283 F2d 881 Rendon v. Goldner
283 F.2d 881
Oswald RENDON, Plaintiff-Appellant,
Jean GOLDNER, Defendant-Appellee.
United States Court of Appeals Second Circuit.
Argued November 2, 1960.
Decided December 1, 1960.
Landes & Wingate, Brooklyn, for plaintiff-appellant. Benjamin H. Siff, New York City, of counsel.
Reilly & Reilly, New York City, for defendant-appellee. John G. Reilly and Harold V. McCoy, New York City, of counsel.
Before SWAN, CLARK and MEDINA, Circuit Judges.

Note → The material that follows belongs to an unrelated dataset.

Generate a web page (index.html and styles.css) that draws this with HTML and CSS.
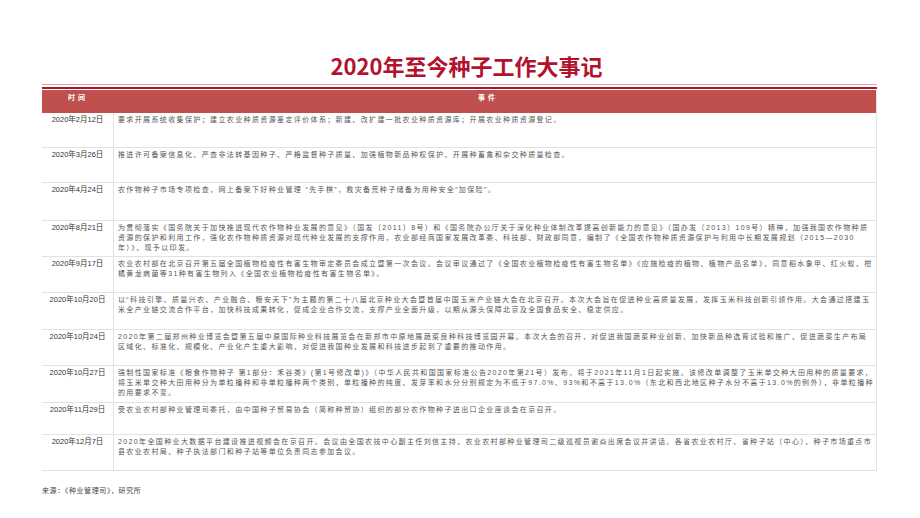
FILE: index.html
```html
<!DOCTYPE html>
<html lang="zh">
<head>
<meta charset="utf-8">
<title>2020年至今种子工作大事记</title>
<link rel="stylesheet" href="styles.css">
</head>
<body>
<div class="page">
  <h1 class="title">2020年至今种子工作大事记</h1>
  <div class="rule"><div class="rule-thin"></div><div class="rule-thick"></div></div>
  <div class="table">
    <div class="row head">
      <div class="cell date">时间</div>
      <div class="cell event">事件</div>
    </div>
    <div class="row h35">
      <div class="cell date">2020年2月12日</div>
      <div class="cell event">要求开展系统收集保护；建立农业种质资源鉴定评价体系；新建、改扩建一批农业种质资源库；开展农业种质资源登记。</div>
    </div>
    <div class="row h35">
      <div class="cell date">2020年3月26日</div>
      <div class="cell event">推进许可备案信息化、严查非法转基因种子、严格监督种子质量、加强植物新品种权保护、开展种畜禽和杂交种质量检查。</div>
    </div>
    <div class="row h38">
      <div class="cell date">2020年4月24日</div>
      <div class="cell event">农作物种子市场专项检查，网上备案下好种业管理 “先手棋”，救灾备荒种子储备为用种安全“加保险”。</div>
    </div>
    <div class="row h36">
      <div class="cell date">2020年8月21日</div>
      <div class="cell event">为贯彻落实《国务院关于加快推进现代农作物种业发展的意见》（国发〔2011〕8号）和《国务院办公厅关于深化种业体制改革提高创新能力的意见》（国办发〔2013〕109号）精神，加强我国农作物种质资源的保护和利用工作，强化农作物种质资源对现代种业发展的支撑作用，农业部经商国家发展改革委、科技部、财政部同意，编制了《全国农作物种质资源保护与利用中长期发展规划（2015—2030年）》，现予以印发。</div>
    </div>
    <div class="row h36">
      <div class="cell date">2020年9月17日</div>
      <div class="cell event">农业农村部在北京召开第五届全国植物检疫性有害生物审定委员会成立暨第一次会议。会议审议通过了《全国农业植物检疫性有害生物名单》《应施检疫的植物、植物产品名单》，同意稻水象甲、红火蚁、柑橘黄龙病菌等31种有害生物列入《全国农业植物检疫性有害生物名单》。</div>
    </div>
    <div class="row h37">
      <div class="cell date">2020年10月20日</div>
      <div class="cell event">以“科技引擎、质量兴农、产业融合、粮安天下”为主题的第二十八届北京种业大会暨首届中国玉米产业链大会在北京召开。本次大会旨在促进种业高质量发展，发挥玉米科技创新引领作用。大会通过搭建玉米全产业链交流合作平台，加快科技成果转化，促成企业合作交流，支撑产业全面升级，以期从源头保障北京及全国食品安全、稳定供应。</div>
    </div>
    <div class="row h36">
      <div class="cell date">2020年10月24日</div>
      <div class="cell event">2020年第二届郑州种业博览会暨第五届中原国际种业科技展览会在新郑市中原地展蔬菜良种科技博览园开幕。本次大会的召开，对促进我国蔬菜种业创新、加快新品种选育试验和推广、促进蔬菜生产布局区域化、标准化、规模化、产业化产生重大影响，对促进我国种业发展和科技进步起到了重要的推动作用。</div>
    </div>
    <div class="row h37">
      <div class="cell date">2020年10月27日</div>
      <div class="cell event">强制性国家标准《粮食作物种子 第1部分：禾谷类》(第1号修改单)》（中华人民共和国国家标准公告2020年第21号）发布，将于2021年11月1日起实施。该修改单调整了玉米单交种大田用种的质量要求，将玉米单交种大田用种分为单粒播种和非单粒播种两个类别，单粒播种的纯度、发芽率和水分分别规定为不低于97.0%、93%和不高于13.0%（东北和西北地区种子水分不高于13.0%的例外），非单粒播种 的用要求不变。</div>
    </div>
    <div class="row h32">
      <div class="cell date">2020年11月29日</div>
      <div class="cell event">受农业农村部种业管理司委托，由中国种子贸易协会（简称种贸协）组织的部分农作物种子进出口企业座谈会在京召开。</div>
    </div>
    <div class="row h36">
      <div class="cell date">2020年12月7日</div>
      <div class="cell event">2020年全国种业大数据平台建设推进视频会在京召开。会议由全国农技中心副主任刘信主持，农业农村部种业管理司二级巡视员谢焱出席会议并讲话。各省农业农村厅、省种子站（中心）、种子市场重点市县农业农村局、种子执法部门和种子站等单位负责同志参加会议。</div>
    </div>
  </div>
  <p class="source">来源：《种业管理司》，研究所</p>
</div>
</body>
</html>
```
FILE: styles.css
```css
html, body {
  margin: 0;
  padding: 0;
  background: #ffffff;
}
body {
  width: 920px;
  height: 518px;
  overflow: hidden;
  font-family: "Liberation Sans", "Noto Sans CJK SC", sans-serif;
}
.page {
  padding: 52px 43px 0 42px;
}
.title {
  margin: 0;
  padding-left: 14px;
  text-align: center;
  font-family: "Noto Sans CJK SC", sans-serif;
  font-size: 22px;
  line-height: 26px;
  font-weight: 700;
  color: #b3122f;
}
.rule {
  margin-top: 6px;
}
.rule-thin {
  height: 1px;
  background: #e6a3ad;
}
.rule-thick {
  height: 2px;
  margin-top: 2px;
  background: #a8182d;
}
.table {
  margin-top: 1px;
  border-right: 1px solid #e4e4e4;
}
.row {
  display: grid;
  grid-template-columns: 72px 1fr;
  box-sizing: border-box;
  border-bottom: 1px solid #e2e2e2;
}
.row.head {
  height: 23px;
  background: #c0504d;
  border-bottom: none;
}
.head .cell {
  color: #ffffff;
  font-family: "Noto Sans CJK SC", sans-serif;
  font-size: 7px;
  font-weight: 700;
  letter-spacing: 3px;
  text-align: center;
  padding-top: 2px;
  border-right: none;
}
.head .event {
  padding-right: 18px;
}
.h32 { height: 32px; }
.h35 { height: 35px; }
.h36 { height: 36px; }
.h37 { height: 37px; }
.h38 { height: 38px; }
.cell {
  box-sizing: border-box;
}
.date {
  border-right: 1px solid #e2e2e2;
  text-align: center;
  font-family: "Liberation Sans", "Noto Sans CJK SC", sans-serif;
  font-size: 7.5px;
  line-height: 10px;
  color: #333333;
  padding-top: 2px;
}
.event {
  padding: 2px 2px 0 4px;
  font-family: "Liberation Sans", "Noto Sans CJK SC", sans-serif;
  font-size: 7px;
  line-height: 10px;
  letter-spacing: 1.37px;
  color: #555555;
}
.source {
  margin: 14px 0 0 0;
  font-family: "Noto Sans CJK SC", sans-serif;
  font-size: 7px;
  line-height: 10px;
  letter-spacing: 0.6px;
  color: #444444;
}
```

Plaintiff and defendant were counsellors at a summer camp for children. On the evening of July 27, 1957 they took a drive in defendant's open sports car. She drove and he was a passenger sitting at her right. While proceeding on Bradley Parkway, an unlighted two-lane macadam road, in Blauvelt, N. Y., the car failed to make a left-hand curve, ran off the road, and overturned, causing injuries to the plaintiff. At the trial Judge Dimock submitted to the jury the issues of defendant's negligence and plaintiff's contributory negligence. The jury returned a verdict in favor of the defendant. As federal jurisdiction rests on diversity, New York law controls.

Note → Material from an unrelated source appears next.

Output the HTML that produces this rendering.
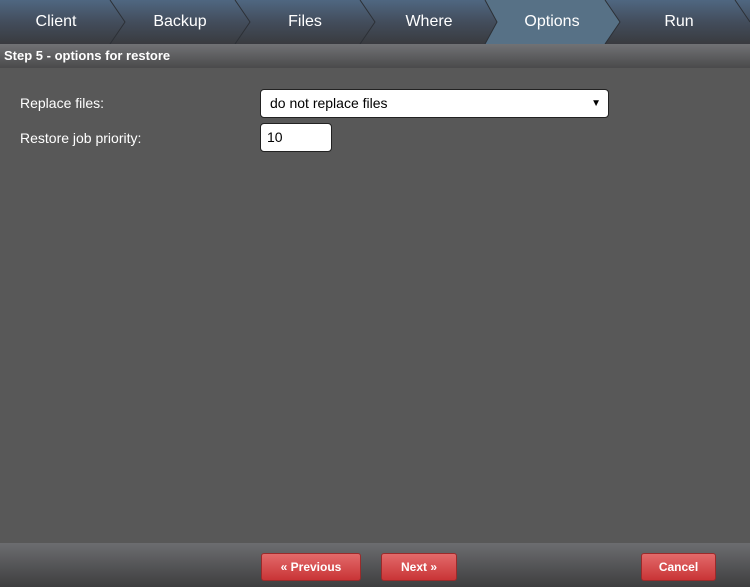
<!DOCTYPE html>
<html><head><style>
html,body{margin:0;width:750px;height:587px;overflow:hidden}
body{background:#585858;font-family:"Liberation Sans",sans-serif;position:relative}
.tabs{position:absolute;left:0;top:0;width:750px;height:44px}
.step{position:absolute;top:44px;left:0;width:750px;height:24px;background:linear-gradient(#717275,#4a4a4b);color:#fff;font-weight:bold;font-size:13px;line-height:24px;padding-left:4px;box-sizing:border-box}
.lbl{position:absolute;left:20px;color:#fff;font-size:14px}
.sel{position:absolute;left:260px;top:89px;width:349px;height:29px;background:#fff;border:1px solid #222;border-radius:4px;box-sizing:border-box;font-size:14px;line-height:27px;padding-left:9px;color:#000}
.sel span{position:absolute;right:7px;top:0;font-size:10px}
.inp{position:absolute;left:260px;top:123px;width:72px;height:29px;background:#fff;border:1px solid #222;border-radius:4px;box-sizing:border-box;font-size:14px;line-height:27px;padding-left:6px}
.foot{position:absolute;left:0;top:543px;width:750px;height:44px;background:linear-gradient(#6c6d70,#3e3e3f)}
.btn{position:absolute;top:10px;height:28px;background:linear-gradient(#e26a6a,#c93436);border:1px solid #9b2a2a;border-radius:3px;box-sizing:border-box;color:#fff;font-weight:bold;font-size:12px;line-height:26px;text-align:center}
</style></head><body>
<svg class="tabs" width="750" height="44">
<defs><linearGradient id="g" x1="0" y1="0" x2="0" y2="1"><stop offset="0" stop-color="#4f6781"/><stop offset="0.5" stop-color="#434d5c"/><stop offset="1" stop-color="#393b3f"/></linearGradient></defs>
<rect width="750" height="44" fill="url(#g)"/>
<polygon points="485,0 605,0 620,22 605,44 485,44 497,22" fill="#577186"/>
<g stroke="#2c3036" stroke-width="1" fill="none">
<polyline points="110,0 125,22 110,44"/><polyline points="235,0 250,22 235,44"/><polyline points="360,0 375,22 360,44"/><polyline points="485,0 497,22 485,44"/><polyline points="605,0 620,22 605,44"/><polyline points="735,0 750,22"/>
</g>
<g fill="#fff" font-size="16" text-anchor="middle" font-family="Liberation Sans">
<text x="56" y="26">Client</text><text x="180" y="26">Backup</text><text x="305" y="26">Files</text><text x="429" y="26">Where</text><text x="552" y="26">Options</text><text x="679" y="26">Run</text></g>
</svg>
<div class="step">Step 5 - options for restore</div>
<div class="lbl" style="top:95px">Replace files:</div>
<div class="lbl" style="top:130px">Restore job priority:</div>
<div class="sel">do not replace files<span>▼</span></div>
<div class="inp">10</div>
<div class="foot">
<div class="btn" style="left:261px;width:100px">« Previous</div>
<div class="btn" style="left:381px;width:76px">Next »</div>
<div class="btn" style="left:641px;width:75px">Cancel</div>
</div>
</body></html>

The appellant's principal contention is that there was no evidence of contributory negligence and therefore it was reversible error to submit that issue to the jury. Plaintiff claimed that the accident occurred because of the negligence of the defendant in driving too fast, in failing to apply her brakes in time, and in failing to use high beam lights on the unlighted road. She admitted her speed was 30 to 35 miles, that she was only 50 feet from the curve when she applied the brakes, and that her low beam lights were on from the time she entered Bradley Parkway to the place of the accident. This distance she said was between 500 and 650 feet. But plaintiff's witness, policeman Lenahan, testified that the distance was half a mile. Besides contending that there was oil on the road (denied by the policeman) which caused her car to skid, she argued that if she was negligent the plaintiff was contributorily negligent in failing to protest against the negligent manner of her driving. The judge called the jury's attention to this claim and charged: "Failure to protest where there was an opportunity to do so may be considered by you as evidence of contributory negligence." Plaintiff said that when the car entered Bradley Parkway it was so dark that he "couldn't see too far." This, according to the policeman, was half a mile from the accident. Under New York law a plaintiff has the burden of proving that he was not contributorily negligent. Fitzpatrick v. International Ry. Co., 252 N.Y. 127, 169 N.E. 112, 68 A.L.R. 801. This court cannot rule, as a matter of law, that the appellant sustained that burden. Whether plaintiff's failure to protest constituted contributory negligence was, in our opinion, a jury question. As the court stated in Nelson v. Nygren, 259 N.Y. 71, 75, 181 N.E. 52, 54: "The question of contributory negligence ordinarily is a question of fact."
Appellant contends also that it was error to permit the reporter to enter the jury room and read the court's charge, which they asked to have repeated. Plaintiff's attorney at first stated he had no objection to this procedure; but later he suggested that the jury should be cautioned not to converse with the reporter and said: "I think that is the only danger involved." The court did caution them, and the attorney made no further objection. Under the circumstances disclosed by the record we see no error in the procedure.